The MHRA is responsible for the protection of public health, through approving medications for marketing and conducting ongoing risk-benefit analyses of available medications. They have also developed the Yellow Card Scheme which enables individuals to report adverse side effects, defective medicines, and other safety concerns when taking medications.

The Thalidomide Scandal

The testing and approval of medications has not always been strictly regulated. The biggest factor contributing to the management of medicine today is the well-known thalidomide scandal, a primary example of where medicine went wrong.

Thalidomide was developed by Chemie-Grünenthal, a Germa­­n pharmaceutical company, and was initially marketed as a sleeping pill due to its sedative properties. However, it was soon discovered to also provide relief against the symptoms of morning sickness in pregnant women.

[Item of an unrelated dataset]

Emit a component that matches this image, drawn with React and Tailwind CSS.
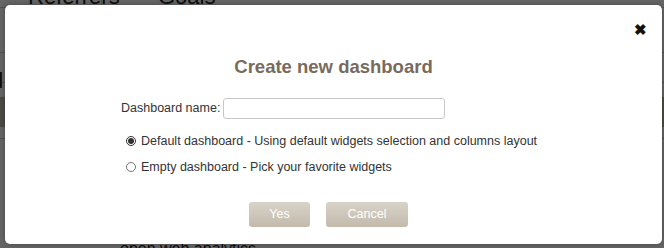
import { useState } from 'react';

function Background() {
  return (
    <div className="absolute inset-0 bg-white text-[#222] flex flex-col">
      {/* tabs strip */}
      <div className="flex h-[28px] -mt-[20px] border-b border-[#ccc] text-[22px] shrink-0">
        <div className="w-[102px] pl-[28px] border-r border-[#ccc]">Referrers</div>
        <div className="w-[81px] border-r border-[#ccc]" />
        <div className="-ml-[25px]">Goals</div>
      </div>
      <div className="h-[45px] border-b border-[#ccc] shrink-0" />
      <div className="h-[30px] border-b border-[#ccc] text-[22px] leading-[20px] pt-[18px] shrink-0 -ml-[9px]">d</div>
      <div className="h-[14px] shrink-0" />
      <div className="h-[30px] bg-[#c0bbad] shrink-0" />
      <div className="h-[12px] border-b border-[#ccc] shrink-0" />
      <div className="flex-1" />
      <div className="pl-[120px] text-[16px] leading-[16px] -mb-[9px] shrink-0">open web analytics</div>
    </div>
  );
}

export default function App() {
  const [name, setName] = useState('');
  const [type, setType] = useState('default');

  return (
    <div className="relative w-[664px] h-[248px] overflow-hidden font-['Liberation_Sans',Arial,sans-serif]">
      <Background />
      <div className="absolute inset-0 bg-black/60" />

      <div className="absolute left-[5px] top-[5px] w-[657px] h-[239px] bg-white rounded-[5px] shadow-[0_0_6px_rgba(0,0,0,0.3)]">
        <button className="absolute right-[15px] top-[17px] text-[15px] leading-none font-bold text-[#111]">
          ✖
        </button>

        <h2 className="mt-[51px] text-center text-[18.5px] leading-[22px] font-bold text-[#786b5c]">Create new dashboard</h2>

        <div className="ml-[116px] mt-[20px] flex items-center text-[12.5px] text-[#333]">
          <label className="mr-[3px]">Dashboard name:</label>
          <input
            value={name}
            onChange={(e) => setName(e.target.value)}
            className="w-[222px] h-[21px] border border-[#c8c8c8] rounded-[3px] px-1 outline-none"
          />
        </div>

        <div className="ml-[121px] mt-[13px] text-[12.5px] text-[#333] flex flex-col gap-[7px]">
          <label className="flex items-center gap-[5px]">
            <input
              type="radio"
              name="dtype"
              checked={type === 'default'}
              onChange={() => setType('default')}
              className="w-[10px] h-[10px] m-0 accent-[#333]"
            />
            Default dashboard - Using default widgets selection and columns layout
          </label>
          <label className="flex items-center gap-[5px]">
            <input
              type="radio"
              name="dtype"
              checked={type === 'empty'}
              onChange={() => setType('empty')}
              className="w-[10px] h-[10px] m-0 accent-[#333]"
            />
            Empty dashboard - Pick your favorite widgets
          </label>
        </div>

        <div className="mt-[25px] flex justify-center gap-[16px] pr-[10px] text-[12.5px] text-white">
          <button className="w-[61px] h-[25px] rounded-[3px] bg-gradient-to-b from-[#d8d3c9] to-[#c3baab]">Yes</button>
          <button className="w-[82px] h-[25px] rounded-[3px] bg-gradient-to-b from-[#d8d3c9] to-[#c3baab]">Cancel</button>
        </div>
      </div>
    </div>
  );
}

Use of the drug led to the birth of over 10,000 babies with severe birth defects, the most prevalent being poorly developed limbs, a condition known as phocomelia. Other birth defects attributed to the use of thalidomide included congenital heart disease, nerve paralysis, and malformation of the eyes and ears. It is unknown how many children were affected by thalidomide, as many pregnancies resulted in miscarriages or stillborn births.

Thalidomide was withdrawn from use in the UK in 1961. The catastrophic consequences of its use led to the Medicines Act 1968, with the Committee on Safety of Medicines being established just two years later.

Investigations into the incident brought a number of issues to attention. The drug was prescribed under the belief that it was safe for human use, however no tests were performed to analyse the effects in pregnant woman and foetuses. Research had only been conducted on rodents, in which no fatal dose of thalidomide was established. In fact, research performed after the thalidomide scandal revealed that high doses of the drug had little effect on the foetuses of pregnant rodents. This highlighted the importance of human testing, as a substance can cause different effects across different species.

Our current understanding of thalidomide also tells us that it exists in two optical configurations. One configuration is not harmful and reduces the symptoms of morning sickness, while the other interferes with foetal development. Within the body, the two configurations can interconvert, meaning that even if a pure dose of the harmless configuration were to be administered, both will ultimately be present in the body.

Today, thalidomide is still prescribed as a treatment for leprosy and myeloma. However, its use is tightly regulated in order to avoid history from repeating itself.